Exercise directions:
Set the data down again, exactly as it reads, but without the pictures.

Data block:
+ + + + +
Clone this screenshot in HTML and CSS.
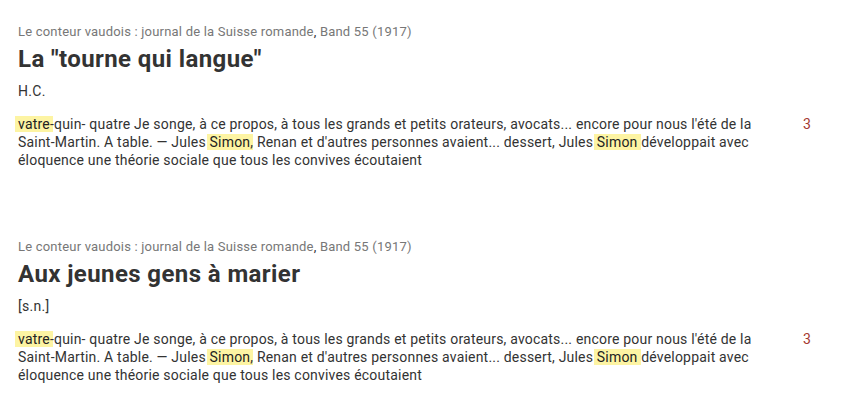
FILE: index.html
```html
<!DOCTYPE html>
<html lang="fr">
<head>
    <meta charset="UTF-8">
    <meta name="viewport" content="width=device-width, initial-scale=1.0">
    <title>Résultats de recherche</title>
    <link rel="stylesheet" href="styles.css">
</head>
<body>
    <div class="results">
        <div class="result">
            <div class="source">Le conteur vaudois : journal de la Suisse romande<span class="sep">,</span> Band 55 (1917)</div>
            <h2 class="title">La "tourne qui langue"</h2>
            <div class="author">H.C.</div>
            <div class="hit">
                <p class="snippet"><mark>vatre</mark>-quin- quatre Je songe, à ce propos, à tous les grands et petits orateurs, avocats... encore pour nous l'été de la Saint-Martin. A table. — Jules <mark>Simon</mark>, Renan et d'autres personnes avaient... dessert, Jules <mark>Simon</mark> développait avec éloquence une théorie sociale que tous les convives écoutaient</p>
                <span class="page">3</span>
            </div>
        </div>

        <div class="result">
            <div class="source">Le conteur vaudois : journal de la Suisse romande<span class="sep">,</span> Band 55 (1917)</div>
            <h2 class="title">Aux jeunes gens à marier</h2>
            <div class="author">[s.n.]</div>
            <div class="hit">
                <p class="snippet"><mark>vatre</mark>-quin- quatre Je songe, à ce propos, à tous les grands et petits orateurs, avocats... encore pour nous l'été de la Saint-Martin. A table. — Jules <mark>Simon</mark>, Renan et d'autres personnes avaient... dessert, Jules <mark>Simon</mark> développait avec éloquence une théorie sociale que tous les convives écoutaient</p>
                <span class="page">3</span>
            </div>
        </div>
    </div>
</body>
</html>
```

FILE: styles.css
```css
body {
    margin: 0;
    font-family: Roboto, "Liberation Sans", sans-serif;
    color: #333;
    background: #fff;
}

.results {
    padding: 24px 18px 0 18px;
}

.result {
    margin-bottom: 70px;
}

.result:last-child {
    margin-bottom: 0;
}

.source {
    font-size: 13px;
    line-height: 16px;
    letter-spacing: 0.2px;
    color: #777;
}

.source .sep {
    color: #333;
}

.title {
    margin: 4px 0 0 0;
    font-size: 24px;
    line-height: 30px;
    letter-spacing: 0.4px;
    font-weight: bold;
    color: #333;
}

.author {
    margin-top: 7px;
    font-size: 14px;
    line-height: 20px;
    letter-spacing: 0.3px;
}

.hit {
    display: flex;
    margin-top: 14px;
}

.snippet {
    width: 745px;
    margin: 0;
    font-size: 14px;
    line-height: 18px;
    letter-spacing: 0.2px;
}

.page {
    margin-left: 40px;
    font-size: 14px;
    line-height: 18px;
    color: #a5392f;
}

mark {
    background: #fdf4a3;
    color: #222;
    box-shadow: 3px 0 0 #fdf4a3, -3px 0 0 #fdf4a3;
}
```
+ + + + +
Written answer:
Clone this screenshot in HTML and CSS.
FILE: index.html
```html
<!DOCTYPE html>
<html lang="fr">
<head>
    <meta charset="UTF-8">
    <meta name="viewport" content="width=device-width, initial-scale=1.0">
    <title>Résultats de recherche</title>
    <link rel="stylesheet" href="styles.css">
</head>
<body>
    <div class="results">
        <div class="result">
            <div class="source">Le conteur vaudois : journal de la Suisse romande<span class="sep">,</span> Band 55 (1917)</div>
            <h2 class="title">La "tourne qui langue"</h2>
            <div class="author">H.C.</div>
            <div class="hit">
                <p class="snippet"><mark>vatre</mark>-quin- quatre Je songe, à ce propos, à tous les grands et petits orateurs, avocats... encore pour nous l'été de la Saint-Martin. A table. — Jules <mark>Simon</mark>, Renan et d'autres personnes avaient... dessert, Jules <mark>Simon</mark> développait avec éloquence une théorie sociale que tous les convives écoutaient</p>
                <span class="page">3</span>
            </div>
        </div>

        <div class="result">
            <div class="source">Le conteur vaudois : journal de la Suisse romande<span class="sep">,</span> Band 55 (1917)</div>
            <h2 class="title">Aux jeunes gens à marier</h2>
            <div class="author">[s.n.]</div>
            <div class="hit">
                <p class="snippet"><mark>vatre</mark>-quin- quatre Je songe, à ce propos, à tous les grands et petits orateurs, avocats... encore pour nous l'été de la Saint-Martin. A table. — Jules <mark>Simon</mark>, Renan et d'autres personnes avaient... dessert, Jules <mark>Simon</mark> développait avec éloquence une théorie sociale que tous les convives écoutaient</p>
                <span class="page">3</span>
            </div>
        </div>
    </div>
</body>
</html>
```

FILE: styles.css
```css
body {
    margin: 0;
    font-family: Roboto, "Liberation Sans", sans-serif;
    color: #333;
    background: #fff;
}

.results {
    padding: 24px 18px 0 18px;
}

.result {
    margin-bottom: 70px;
}

.result:last-child {
    margin-bottom: 0;
}

.source {
    font-size: 13px;
    line-height: 16px;
    letter-spacing: 0.2px;
    color: #777;
}

.source .sep {
    color: #333;
}

.title {
    margin: 4px 0 0 0;
    font-size: 24px;
    line-height: 30px;
    letter-spacing: 0.4px;
    font-weight: bold;
    color: #333;
}

.author {
    margin-top: 7px;
    font-size: 14px;
    line-height: 20px;
    letter-spacing: 0.3px;
}

.hit {
    display: flex;
    margin-top: 14px;
}

.snippet {
    width: 745px;
    margin: 0;
    font-size: 14px;
    line-height: 18px;
    letter-spacing: 0.2px;
}

.page {
    margin-left: 40px;
    font-size: 14px;
    line-height: 18px;
    color: #a5392f;
}

mark {
    background: #fdf4a3;
    color: #222;
    box-shadow: 3px 0 0 #fdf4a3, -3px 0 0 #fdf4a3;
}
```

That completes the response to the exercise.